Front-end source files

* * *

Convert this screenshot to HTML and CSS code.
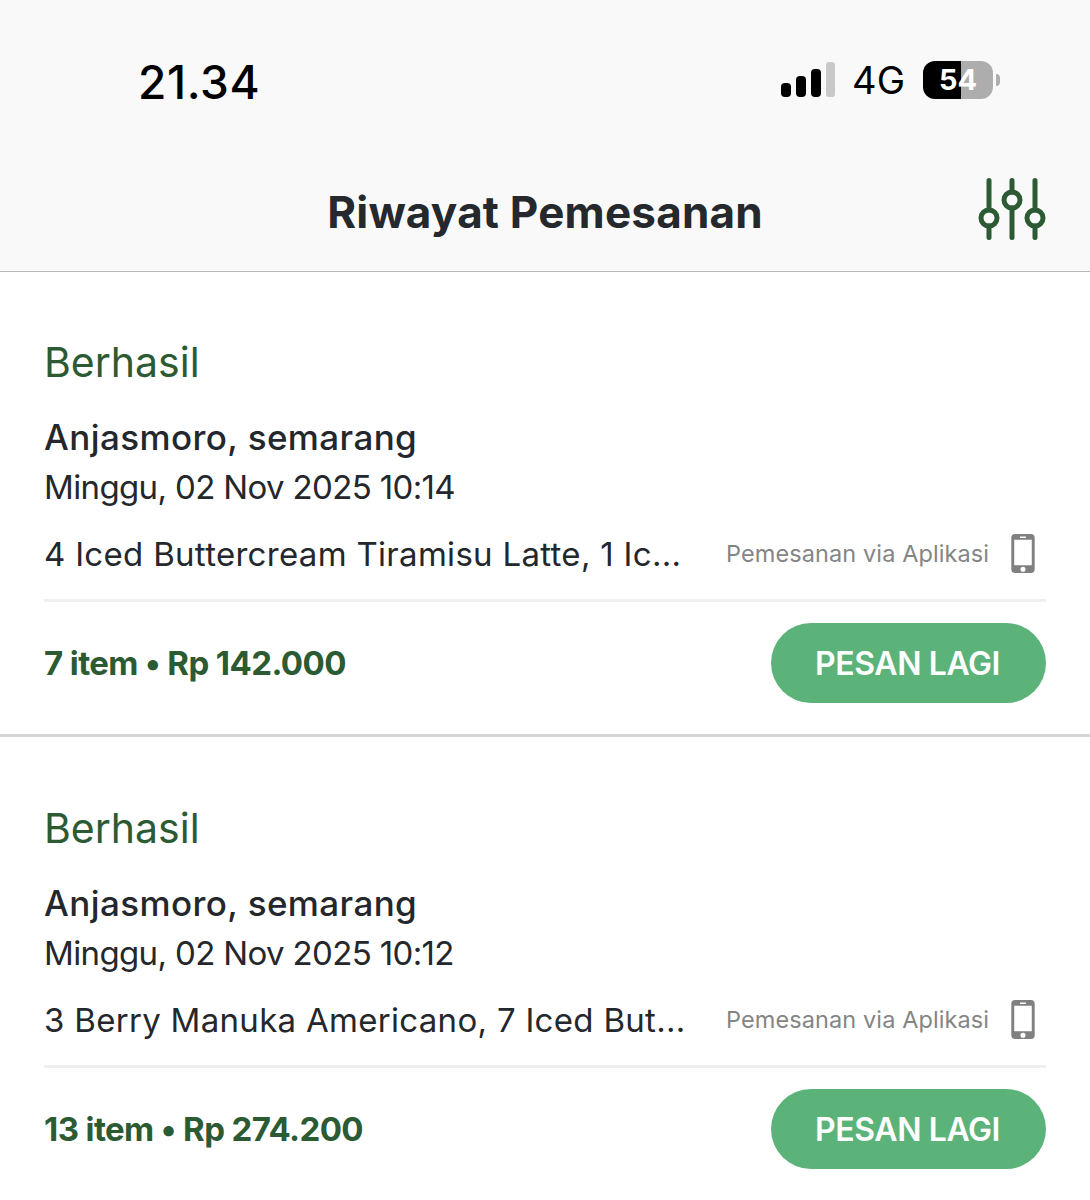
FILE: index.html
```html
<!DOCTYPE html>
<html lang="id">
<head>
<meta charset="utf-8">
<title>Riwayat Pemesanan</title>
<link rel="stylesheet" href="styles.css">
</head>
<body>
<header class="top">
  <div class="status">
    <span class="time">21.34</span>
    <div class="status-right">
      <svg class="signal" width="54" height="36" viewBox="0 0 54 36"><rect x="0" y="21" width="10" height="14" rx="4" fill="#000"/><rect x="15" y="14" width="10" height="21" rx="4" fill="#000"/><rect x="30" y="7" width="10" height="28" rx="4" fill="#000"/><rect x="45" y="0" width="9" height="35" rx="3" fill="#c9c9c9"/></svg>
      <span class="net">4G</span>
      <div class="battery"><span class="batt-num">54</span></div>
      <span class="batt-cap"></span>
    </div>
  </div>
  <div class="titlebar">
    <h1 class="title">Riwayat Pemesanan</h1>
    <svg class="filter" width="68" height="64" viewBox="0 0 68 64" fill="none" stroke="#2b5a33" stroke-width="5" stroke-linecap="round"><path d="M11 3.5v29.5M11 49v11.5M34 3.5v11.5M34 31v29.5M57 3.5v29.5M57 49v11.5"/><circle cx="11" cy="41" r="8"/><circle cx="34" cy="23" r="8"/><circle cx="57" cy="41" r="8"/></svg>
  </div>
</header>
<main>
  <article class="order">
    <div class="state">Berhasil</div>
    <div class="place">Anjasmoro, semarang</div>
    <div class="date">Minggu, 02 Nov 2025 10:14</div>
    <div class="items">
      <span class="names">4 Iced Buttercream Tiramisu Latte, 1 Ic...</span>
      <span class="via">Pemesanan via Aplikasi</span>
      <svg class="phone" width="24" height="39" viewBox="0 0 24 40"><path fill-rule="evenodd" fill="#808080" d="M4 0h16a4 4 0 0 1 4 4v32a4 4 0 0 1-4 4H4a4 4 0 0 1-4-4V4a4 4 0 0 1 4-4zM3 6v26h18V6zM9 2.6h6v1.4H9zM12 33.5a2.6 2.6 0 1 0 0 5.2a2.6 2.6 0 1 0 0-5.2z"/></svg>
    </div>
    <div class="foot">
      <span class="total">7 item • Rp 142.000</span>
      <button class="again">PESAN LAGI</button>
    </div>
  </article>
  <article class="order">
    <div class="state">Berhasil</div>
    <div class="place">Anjasmoro, semarang</div>
    <div class="date">Minggu, 02 Nov 2025 10:12</div>
    <div class="items">
      <span class="names">3 Berry Manuka Americano, 7 Iced But...</span>
      <span class="via">Pemesanan via Aplikasi</span>
      <svg class="phone" width="24" height="39" viewBox="0 0 24 40"><path fill-rule="evenodd" fill="#808080" d="M4 0h16a4 4 0 0 1 4 4v32a4 4 0 0 1-4 4H4a4 4 0 0 1-4-4V4a4 4 0 0 1 4-4zM3 6v26h18V6zM9 2.6h6v1.4H9zM12 33.5a2.6 2.6 0 1 0 0 5.2a2.6 2.6 0 1 0 0-5.2z"/></svg>
    </div>
    <div class="foot">
      <span class="total">13 item • Rp 274.200</span>
      <button class="again">PESAN LAGI</button>
    </div>
  </article>
</main>
</body>
</html>
```
FILE: styles.css
```css
* { box-sizing: border-box; }
html, body { margin: 0; padding: 0; }
body { width: 1090px; height: 1200px; overflow: hidden; background: #fff; font-family: "Inter", "Liberation Sans", sans-serif; color: #24272b; }
.top { height: 272px; background: #f9f9f9; border-bottom: 1px solid #b9b9b9; }
.status { height: 150px; display: flex; justify-content: space-between; padding: 55px 90px 0 138px; }
.time { font-size: 46px; font-weight: 500; line-height: 54px; letter-spacing: .6px; color: #000; height: 54px; }
.status-right { display: flex; align-items: center; height: 50px; }
.net { font-size: 38px; line-height: 50px; color: #000; margin-left: 17px; }
.battery { width: 70px; height: 38px; margin-left: 18px; border-radius: 12px; background: linear-gradient(90deg, #000 0 54%, #adadad 54% 100%); display: flex; align-items: center; justify-content: center; }
.batt-num { color: #fff; font-size: 29px; font-weight: 700; line-height: 38px; }
.batt-cap { width: 4px; height: 12px; margin-left: 3px; background: #adadad; border-radius: 0 6px 6px 0; }
.titlebar { height: 121px; position: relative; display: flex; justify-content: center; align-items: flex-start; padding-top: 34px; }
.title { margin: 0; font-size: 44px; font-weight: 700; line-height: 56px; letter-spacing: .2px; color: #25282c; }
.filter { position: absolute; top: 27px; right: 44px; }
.order { height: 465px; margin-bottom: 1px; padding: 65px 44px 0; border-bottom: 3px solid #d4d4d4; }
.order:last-child { border-bottom: 0; }
.state { font-size: 41px; line-height: 50px; color: #2b5a33; font-weight: 400; }
.place { margin-top: 25px; font-size: 35px; line-height: 50px; font-weight: 500; letter-spacing: .4px; }
.date { font-size: 33px; line-height: 50px; letter-spacing: -.64px; }
.items { margin-top: 21px; height: 69px; padding-bottom: 25px; border-bottom: 3px solid #efefef; display: flex; align-items: center; }
.names { width: 682px; font-size: 33px; line-height: 44px; letter-spacing: .3px; white-space: nowrap; }
.via { font-size: 23.5px; color: #858585; line-height: 30px; width: 285px; letter-spacing: .1px; }
.phone { display: block; }
.foot { display: flex; justify-content: space-between; align-items: center; margin-top: 21px; }
.total { font-size: 33px; font-weight: 700; letter-spacing: -.6px; color: #2b5a33; }
.again { width: 275px; height: 80px; border: 0; border-radius: 40px; background: #5bb37a; color: #fff; font-family: inherit; font-size: 32px; font-weight: 600; letter-spacing: -.4px; padding: 0 2px 0 0; }
```
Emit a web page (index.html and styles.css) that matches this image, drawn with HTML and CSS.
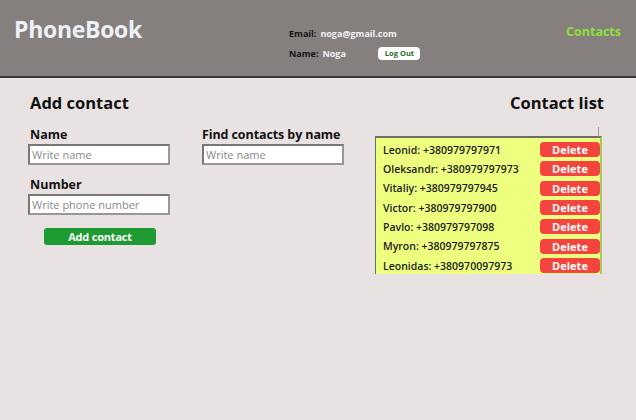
FILE: index.html
```html
<!DOCTYPE html>
<html>
<head>
<meta charset="utf-8">
<link rel="stylesheet" href="styles.css">
</head>
<body>
<header class="header">
  <div class="logo">PhoneBook</div>
  <div class="user">
    <div class="user-row"><span class="lbl">Email:</span><span class="val">noga@gmail.com</span></div>
    <div class="user-row"><span class="lbl">Name:</span><span class="val name">Noga</span><button class="logout">Log Out</button></div>
  </div>
  <a class="nav">Contacts</a>
</header>
<main class="main">
  <section class="form-col">
    <h2 class="title">Add contact</h2>
    <label class="label">Name</label>
    <input class="input" placeholder="Write name">
    <label class="label second">Number</label>
    <input class="input" placeholder="Write phone number">
    <button class="add">Add contact</button>
  </section>
  <section class="find-col">
    <label class="label find">Find contacts by name</label>
    <input class="input" placeholder="Write name">
  </section>
  <section class="list-col">
    <h2 class="title right">Contact list</h2>
    <div class="scroll-mark"></div>
    <ul class="list">
      <li class="item"><span>Leonid: +380979797971</span><button class="del">Delete</button></li>
      <li class="item"><span>Oleksandr: +380979797973</span><button class="del">Delete</button></li>
      <li class="item"><span>Vitaliy: +380979797945</span><button class="del">Delete</button></li>
      <li class="item"><span>Victor: +380979797900</span><button class="del">Delete</button></li>
      <li class="item"><span>Pavlo: +380979797098</span><button class="del">Delete</button></li>
      <li class="item"><span>Myron: +380979797875</span><button class="del">Delete</button></li>
      <li class="item"><span>Leonidas: +380970097973</span><button class="del">Delete</button></li>
    </ul>
  </section>
</main>
</body>
</html>
```
FILE: styles.css
```css
* { box-sizing: border-box; }
html, body { margin: 0; padding: 0; }
body {
  background: #e8e2e2;
  font-family: "Open Sans", "Liberation Sans", sans-serif;
  width: 636px;
  height: 420px;
  overflow: hidden;
}
.header {
  height: 78px;
  background: #857f7e;
  border-bottom: 2px solid #3a3636;
  display: flex;
  align-items: flex-start;
  padding: 0 14px;
}
.logo {
  color: #eef2f8;
  font-size: 23px;
  font-weight: 700;
  letter-spacing: -0.3px;
  margin-top: 13px;
  width: 275px;
}
.user {
  margin-top: 25px;
  display: flex;
  flex-direction: column;
  gap: 4px;
  font-size: 9px;
  font-weight: 700;
}
.user-row { display: flex; align-items: center; height: 16px; }
.lbl { color: #151515; }
.val { color: #f2f2f2; margin-left: 4px; }
.name { width: 56px; }
.logout {
  background: #fff;
  color: #2a6a2a;
  border: none;
  border-radius: 4px;
  font-family: inherit;
  font-size: 7.5px;
  font-weight: 700;
  padding: 0 5px;
  height: 13px;
  width: 42px;
}
.nav {
  margin-left: auto;
  margin-top: 23px;
  margin-right: 1px;
  color: #8de23a;
  font-size: 12.5px;
  font-weight: 700;
}
.main {
  display: flex;
  padding: 0 0 0 30px;
}
.form-col {
  width: 172px;
  display: flex;
  flex-direction: column;
  align-items: flex-start;
}
.title {
  margin: 13px 0 0;
  font-size: 16.5px;
  font-weight: 700;
  color: #111;
  height: 24px;
}
.label {
  font-size: 12.5px;
  font-weight: 700;
  color: #111;
  margin-top: 11px;
  height: 18px;
}
.label.second { margin-top: 11px; }
.input {
  width: 142px;
  height: 21px;
  margin-left: -2px;
  border: 2px solid #7a7676;
  border-right-color: #9a9696;
  border-bottom-color: #9a9696;
  background: #fff;
  font-family: inherit;
  font-size: 11px;
  padding: 0 2px;
  outline: none;
}
.input::placeholder { color: #8a8a8a; }
.add {
  margin-top: 13px;
  margin-left: 14px;
  width: 112px;
  height: 17px;
  background: #1d9a31;
  color: #fff;
  border: none;
  border-radius: 3px;
  font-family: inherit;
  font-size: 11px;
  font-weight: 700;
  letter-spacing: -0.2px;
  padding: 0;
}
.find-col {
  padding-top: 37px;
  display: flex;
  flex-direction: column;
  width: 170px;
}
.find-col .input { margin-left: 0; }
.label.find { margin-top: 11px; letter-spacing: -0.1px; }
.list-col {
  margin-left: auto;
  width: 260px;
  position: relative;
  display: flex;
  flex-direction: column;
  align-items: flex-end;
  padding-right: 32px;
}
.title.right { text-align: right; }
.scroll-mark {
  position: absolute;
  right: 37px;
  top: 49px;
  width: 1px;
  height: 10px;
  background: #9a9898;
}
.list {
  margin: 21px 2px 0 0;
  padding: 2px 0 0 6px;
  list-style: none;
  width: 227px;
  height: 138px;
  overflow: hidden;
  background: #eeff80;
  border-top: 2px solid #6f6d6a;
  border-left: 1px solid #6f6d6a;
  border-right: 2px solid #a8c85a;
}
.item {
  display: flex;
  align-items: center;
  justify-content: space-between;
  height: 19.33px;
  font-size: 10.5px;
  font-weight: 600;
  color: #1c1c1c;
  padding-left: 1px;
}
.del {
  width: 60px;
  height: 15px;
  background: #f5443d;
  color: #fff;
  border: none;
  border-radius: 4px;
  font-family: inherit;
  font-size: 11px;
  font-weight: 700;
  padding: 0;
}
```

* * *

Work instructions »
Find the word "this" in the material, then list each line that holds it.

Answer to the problem »
Convert this screenshot to HTML and CSS code.
Emit a web page (index.html and styles.css) that matches this image, drawn with HTML and CSS.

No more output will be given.